STORED DATA:
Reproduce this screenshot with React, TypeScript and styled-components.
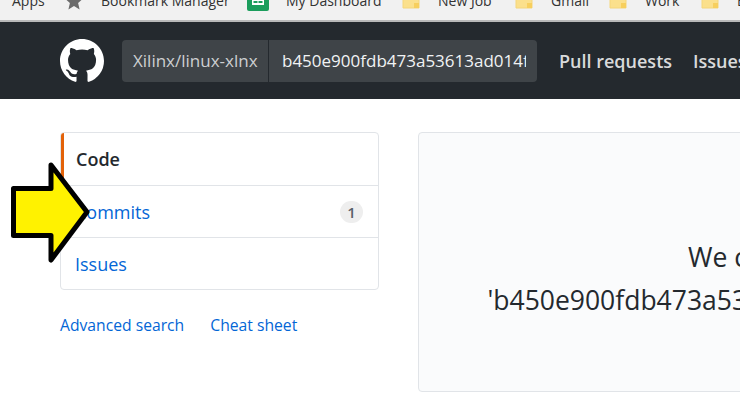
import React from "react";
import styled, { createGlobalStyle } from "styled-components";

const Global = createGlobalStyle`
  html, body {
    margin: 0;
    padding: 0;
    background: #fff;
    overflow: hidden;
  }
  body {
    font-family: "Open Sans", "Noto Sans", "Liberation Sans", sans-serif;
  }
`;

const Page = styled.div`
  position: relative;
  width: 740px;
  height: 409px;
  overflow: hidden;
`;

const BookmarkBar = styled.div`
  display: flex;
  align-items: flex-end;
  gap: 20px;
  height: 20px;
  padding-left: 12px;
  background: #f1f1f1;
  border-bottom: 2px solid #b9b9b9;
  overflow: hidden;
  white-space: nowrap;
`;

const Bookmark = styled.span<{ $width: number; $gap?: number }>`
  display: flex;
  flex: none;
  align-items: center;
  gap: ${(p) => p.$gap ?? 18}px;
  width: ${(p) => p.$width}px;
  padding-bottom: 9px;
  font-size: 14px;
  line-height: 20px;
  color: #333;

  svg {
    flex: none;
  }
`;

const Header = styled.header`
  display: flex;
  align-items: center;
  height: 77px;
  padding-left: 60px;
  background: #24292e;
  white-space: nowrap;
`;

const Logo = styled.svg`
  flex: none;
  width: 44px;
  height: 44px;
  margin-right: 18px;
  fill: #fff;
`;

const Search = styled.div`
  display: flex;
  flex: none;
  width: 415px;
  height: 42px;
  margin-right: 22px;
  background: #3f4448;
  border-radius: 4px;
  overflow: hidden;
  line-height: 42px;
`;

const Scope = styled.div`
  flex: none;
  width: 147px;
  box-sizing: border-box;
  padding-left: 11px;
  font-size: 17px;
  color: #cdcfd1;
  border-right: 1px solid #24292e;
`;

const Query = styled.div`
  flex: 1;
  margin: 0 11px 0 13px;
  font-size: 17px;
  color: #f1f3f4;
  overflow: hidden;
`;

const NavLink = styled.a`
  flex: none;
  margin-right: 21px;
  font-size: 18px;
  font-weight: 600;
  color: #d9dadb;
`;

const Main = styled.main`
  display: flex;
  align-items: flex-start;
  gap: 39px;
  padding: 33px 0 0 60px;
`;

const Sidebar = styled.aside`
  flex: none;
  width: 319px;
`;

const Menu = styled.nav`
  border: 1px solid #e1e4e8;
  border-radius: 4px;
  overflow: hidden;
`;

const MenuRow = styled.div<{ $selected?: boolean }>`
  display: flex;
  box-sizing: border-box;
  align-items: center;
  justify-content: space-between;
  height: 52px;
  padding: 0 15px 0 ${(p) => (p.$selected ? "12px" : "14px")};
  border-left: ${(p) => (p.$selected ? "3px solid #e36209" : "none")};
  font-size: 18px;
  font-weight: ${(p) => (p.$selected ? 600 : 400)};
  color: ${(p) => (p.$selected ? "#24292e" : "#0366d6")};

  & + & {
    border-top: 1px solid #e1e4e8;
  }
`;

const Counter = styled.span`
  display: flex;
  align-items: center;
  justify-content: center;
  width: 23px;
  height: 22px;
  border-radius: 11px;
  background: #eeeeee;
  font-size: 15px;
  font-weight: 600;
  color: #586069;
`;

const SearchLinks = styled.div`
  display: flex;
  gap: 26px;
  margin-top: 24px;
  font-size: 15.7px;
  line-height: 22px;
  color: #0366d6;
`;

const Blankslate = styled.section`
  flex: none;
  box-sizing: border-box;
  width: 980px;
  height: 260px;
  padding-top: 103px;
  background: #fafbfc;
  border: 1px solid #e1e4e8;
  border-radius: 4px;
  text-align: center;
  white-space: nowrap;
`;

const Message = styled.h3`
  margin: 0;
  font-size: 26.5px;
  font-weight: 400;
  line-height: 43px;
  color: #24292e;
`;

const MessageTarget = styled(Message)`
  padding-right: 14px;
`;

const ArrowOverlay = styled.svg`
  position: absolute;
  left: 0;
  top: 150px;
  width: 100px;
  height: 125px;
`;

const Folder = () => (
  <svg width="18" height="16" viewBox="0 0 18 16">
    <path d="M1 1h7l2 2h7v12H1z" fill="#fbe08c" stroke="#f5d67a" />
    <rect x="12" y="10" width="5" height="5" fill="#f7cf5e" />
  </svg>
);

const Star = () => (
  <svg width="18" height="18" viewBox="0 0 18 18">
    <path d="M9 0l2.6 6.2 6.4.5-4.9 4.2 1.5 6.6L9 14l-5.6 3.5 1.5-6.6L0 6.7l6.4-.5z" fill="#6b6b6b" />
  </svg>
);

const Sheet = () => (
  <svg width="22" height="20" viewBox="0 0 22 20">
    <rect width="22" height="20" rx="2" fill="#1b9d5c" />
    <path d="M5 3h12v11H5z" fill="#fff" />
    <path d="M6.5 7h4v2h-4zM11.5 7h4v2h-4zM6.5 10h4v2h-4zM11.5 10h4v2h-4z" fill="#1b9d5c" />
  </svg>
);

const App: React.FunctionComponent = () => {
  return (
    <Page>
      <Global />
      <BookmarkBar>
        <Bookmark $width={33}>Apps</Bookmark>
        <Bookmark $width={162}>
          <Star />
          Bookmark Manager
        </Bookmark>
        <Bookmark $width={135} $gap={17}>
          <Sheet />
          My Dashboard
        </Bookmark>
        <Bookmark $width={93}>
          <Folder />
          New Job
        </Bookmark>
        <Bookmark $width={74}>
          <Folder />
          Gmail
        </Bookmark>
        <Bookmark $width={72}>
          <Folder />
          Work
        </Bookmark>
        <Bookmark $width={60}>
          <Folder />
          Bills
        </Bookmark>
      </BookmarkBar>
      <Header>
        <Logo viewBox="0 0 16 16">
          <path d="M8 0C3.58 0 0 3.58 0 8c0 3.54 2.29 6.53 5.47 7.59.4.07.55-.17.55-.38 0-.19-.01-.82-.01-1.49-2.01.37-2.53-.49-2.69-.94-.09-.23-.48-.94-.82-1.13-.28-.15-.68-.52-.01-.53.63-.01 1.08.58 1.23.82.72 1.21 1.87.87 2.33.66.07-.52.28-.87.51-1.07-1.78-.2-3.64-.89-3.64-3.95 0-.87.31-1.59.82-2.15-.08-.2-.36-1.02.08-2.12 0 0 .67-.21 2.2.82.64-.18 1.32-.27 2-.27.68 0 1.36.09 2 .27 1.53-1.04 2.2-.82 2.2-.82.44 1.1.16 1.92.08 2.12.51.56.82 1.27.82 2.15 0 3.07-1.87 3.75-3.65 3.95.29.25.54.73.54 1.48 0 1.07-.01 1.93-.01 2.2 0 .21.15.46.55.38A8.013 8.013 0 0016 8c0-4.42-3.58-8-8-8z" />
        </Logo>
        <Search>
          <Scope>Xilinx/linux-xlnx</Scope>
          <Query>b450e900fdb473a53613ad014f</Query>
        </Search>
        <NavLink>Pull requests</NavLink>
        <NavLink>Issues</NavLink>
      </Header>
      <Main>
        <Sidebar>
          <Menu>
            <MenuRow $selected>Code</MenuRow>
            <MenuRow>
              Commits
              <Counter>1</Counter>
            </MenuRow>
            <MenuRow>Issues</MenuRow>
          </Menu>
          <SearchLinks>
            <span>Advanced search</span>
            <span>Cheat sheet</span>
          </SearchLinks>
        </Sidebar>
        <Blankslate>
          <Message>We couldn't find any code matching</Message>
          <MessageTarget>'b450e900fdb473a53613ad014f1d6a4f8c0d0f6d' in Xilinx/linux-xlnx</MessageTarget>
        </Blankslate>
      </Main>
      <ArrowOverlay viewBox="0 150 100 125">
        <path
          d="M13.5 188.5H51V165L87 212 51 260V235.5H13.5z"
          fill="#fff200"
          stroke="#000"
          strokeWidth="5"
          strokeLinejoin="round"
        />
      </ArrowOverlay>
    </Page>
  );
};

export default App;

YOUR GOAL:
Set every line down exactly as written, leaving each picture out.

REPLY TO THE TASK:
Reproduce this screenshot with React, TypeScript and styled-components.
import React from "react";
import styled, { createGlobalStyle } from "styled-components";

const Global = createGlobalStyle`
  html, body {
    margin: 0;
    padding: 0;
    background: #fff;
    overflow: hidden;
  }
  body {
    font-family: "Open Sans", "Noto Sans", "Liberation Sans", sans-serif;
  }
`;

const Page = styled.div`
  position: relative;
  width: 740px;
  height: 409px;
  overflow: hidden;
`;

const BookmarkBar = styled.div`
  display: flex;
  align-items: flex-end;
  gap: 20px;
  height: 20px;
  padding-left: 12px;
  background: #f1f1f1;
  border-bottom: 2px solid #b9b9b9;
  overflow: hidden;
  white-space: nowrap;
`;

const Bookmark = styled.span<{ $width: number; $gap?: number }>`
  display: flex;
  flex: none;
  align-items: center;
  gap: ${(p) => p.$gap ?? 18}px;
  width: ${(p) => p.$width}px;
  padding-bottom: 9px;
  font-size: 14px;
  line-height: 20px;
  color: #333;

  svg {
    flex: none;
  }
`;

const Header = styled.header`
  display: flex;
  align-items: center;
  height: 77px;
  padding-left: 60px;
  background: #24292e;
  white-space: nowrap;
`;

const Logo = styled.svg`
  flex: none;
  width: 44px;
  height: 44px;
  margin-right: 18px;
  fill: #fff;
`;

const Search = styled.div`
  display: flex;
  flex: none;
  width: 415px;
  height: 42px;
  margin-right: 22px;
  background: #3f4448;
  border-radius: 4px;
  overflow: hidden;
  line-height: 42px;
`;

const Scope = styled.div`
  flex: none;
  width: 147px;
  box-sizing: border-box;
  padding-left: 11px;
  font-size: 17px;
  color: #cdcfd1;
  border-right: 1px solid #24292e;
`;

const Query = styled.div`
  flex: 1;
  margin: 0 11px 0 13px;
  font-size: 17px;
  color: #f1f3f4;
  overflow: hidden;
`;

const NavLink = styled.a`
  flex: none;
  margin-right: 21px;
  font-size: 18px;
  font-weight: 600;
  color: #d9dadb;
`;

const Main = styled.main`
  display: flex;
  align-items: flex-start;
  gap: 39px;
  padding: 33px 0 0 60px;
`;

const Sidebar = styled.aside`
  flex: none;
  width: 319px;
`;

const Menu = styled.nav`
  border: 1px solid #e1e4e8;
  border-radius: 4px;
  overflow: hidden;
`;

const MenuRow = styled.div<{ $selected?: boolean }>`
  display: flex;
  box-sizing: border-box;
  align-items: center;
  justify-content: space-between;
  height: 52px;
  padding: 0 15px 0 ${(p) => (p.$selected ? "12px" : "14px")};
  border-left: ${(p) => (p.$selected ? "3px solid #e36209" : "none")};
  font-size: 18px;
  font-weight: ${(p) => (p.$selected ? 600 : 400)};
  color: ${(p) => (p.$selected ? "#24292e" : "#0366d6")};

  & + & {
    border-top: 1px solid #e1e4e8;
  }
`;

const Counter = styled.span`
  display: flex;
  align-items: center;
  justify-content: center;
  width: 23px;
  height: 22px;
  border-radius: 11px;
  background: #eeeeee;
  font-size: 15px;
  font-weight: 600;
  color: #586069;
`;

const SearchLinks = styled.div`
  display: flex;
  gap: 26px;
  margin-top: 24px;
  font-size: 15.7px;
  line-height: 22px;
  color: #0366d6;
`;

const Blankslate = styled.section`
  flex: none;
  box-sizing: border-box;
  width: 980px;
  height: 260px;
  padding-top: 103px;
  background: #fafbfc;
  border: 1px solid #e1e4e8;
  border-radius: 4px;
  text-align: center;
  white-space: nowrap;
`;

const Message = styled.h3`
  margin: 0;
  font-size: 26.5px;
  font-weight: 400;
  line-height: 43px;
  color: #24292e;
`;

const MessageTarget = styled(Message)`
  padding-right: 14px;
`;

const ArrowOverlay = styled.svg`
  position: absolute;
  left: 0;
  top: 150px;
  width: 100px;
  height: 125px;
`;

const Folder = () => (
  <svg width="18" height="16" viewBox="0 0 18 16">
    <path d="M1 1h7l2 2h7v12H1z" fill="#fbe08c" stroke="#f5d67a" />
    <rect x="12" y="10" width="5" height="5" fill="#f7cf5e" />
  </svg>
);

const Star = () => (
  <svg width="18" height="18" viewBox="0 0 18 18">
    <path d="M9 0l2.6 6.2 6.4.5-4.9 4.2 1.5 6.6L9 14l-5.6 3.5 1.5-6.6L0 6.7l6.4-.5z" fill="#6b6b6b" />
  </svg>
);

const Sheet = () => (
  <svg width="22" height="20" viewBox="0 0 22 20">
    <rect width="22" height="20" rx="2" fill="#1b9d5c" />
    <path d="M5 3h12v11H5z" fill="#fff" />
    <path d="M6.5 7h4v2h-4zM11.5 7h4v2h-4zM6.5 10h4v2h-4zM11.5 10h4v2h-4z" fill="#1b9d5c" />
  </svg>
);

const App: React.FunctionComponent = () => {
  return (
    <Page>
      <Global />
      <BookmarkBar>
        <Bookmark $width={33}>Apps</Bookmark>
        <Bookmark $width={162}>
          <Star />
          Bookmark Manager
        </Bookmark>
        <Bookmark $width={135} $gap={17}>
          <Sheet />
          My Dashboard
        </Bookmark>
        <Bookmark $width={93}>
          <Folder />
          New Job
        </Bookmark>
        <Bookmark $width={74}>
          <Folder />
          Gmail
        </Bookmark>
        <Bookmark $width={72}>
          <Folder />
          Work
        </Bookmark>
        <Bookmark $width={60}>
          <Folder />
          Bills
        </Bookmark>
      </BookmarkBar>
      <Header>
        <Logo viewBox="0 0 16 16">
          <path d="M8 0C3.58 0 0 3.58 0 8c0 3.54 2.29 6.53 5.47 7.59.4.07.55-.17.55-.38 0-.19-.01-.82-.01-1.49-2.01.37-2.53-.49-2.69-.94-.09-.23-.48-.94-.82-1.13-.28-.15-.68-.52-.01-.53.63-.01 1.08.58 1.23.82.72 1.21 1.87.87 2.33.66.07-.52.28-.87.51-1.07-1.78-.2-3.64-.89-3.64-3.95 0-.87.31-1.59.82-2.15-.08-.2-.36-1.02.08-2.12 0 0 .67-.21 2.2.82.64-.18 1.32-.27 2-.27.68 0 1.36.09 2 .27 1.53-1.04 2.2-.82 2.2-.82.44 1.1.16 1.92.08 2.12.51.56.82 1.27.82 2.15 0 3.07-1.87 3.75-3.65 3.95.29.25.54.73.54 1.48 0 1.07-.01 1.93-.01 2.2 0 .21.15.46.55.38A8.013 8.013 0 0016 8c0-4.42-3.58-8-8-8z" />
        </Logo>
        <Search>
          <Scope>Xilinx/linux-xlnx</Scope>
          <Query>b450e900fdb473a53613ad014f</Query>
        </Search>
        <NavLink>Pull requests</NavLink>
        <NavLink>Issues</NavLink>
      </Header>
      <Main>
        <Sidebar>
          <Menu>
            <MenuRow $selected>Code</MenuRow>
            <MenuRow>
              Commits
              <Counter>1</Counter>
            </MenuRow>
            <MenuRow>Issues</MenuRow>
          </Menu>
          <SearchLinks>
            <span>Advanced search</span>
            <span>Cheat sheet</span>
          </SearchLinks>
        </Sidebar>
        <Blankslate>
          <Message>We couldn't find any code matching</Message>
          <MessageTarget>'b450e900fdb473a53613ad014f1d6a4f8c0d0f6d' in Xilinx/linux-xlnx</MessageTarget>
        </Blankslate>
      </Main>
      <ArrowOverlay viewBox="0 150 100 125">
        <path
          d="M13.5 188.5H51V165L87 212 51 260V235.5H13.5z"
          fill="#fff200"
          stroke="#000"
          strokeWidth="5"
          strokeLinejoin="round"
        />
      </ArrowOverlay>
    </Page>
  );
};

export default App;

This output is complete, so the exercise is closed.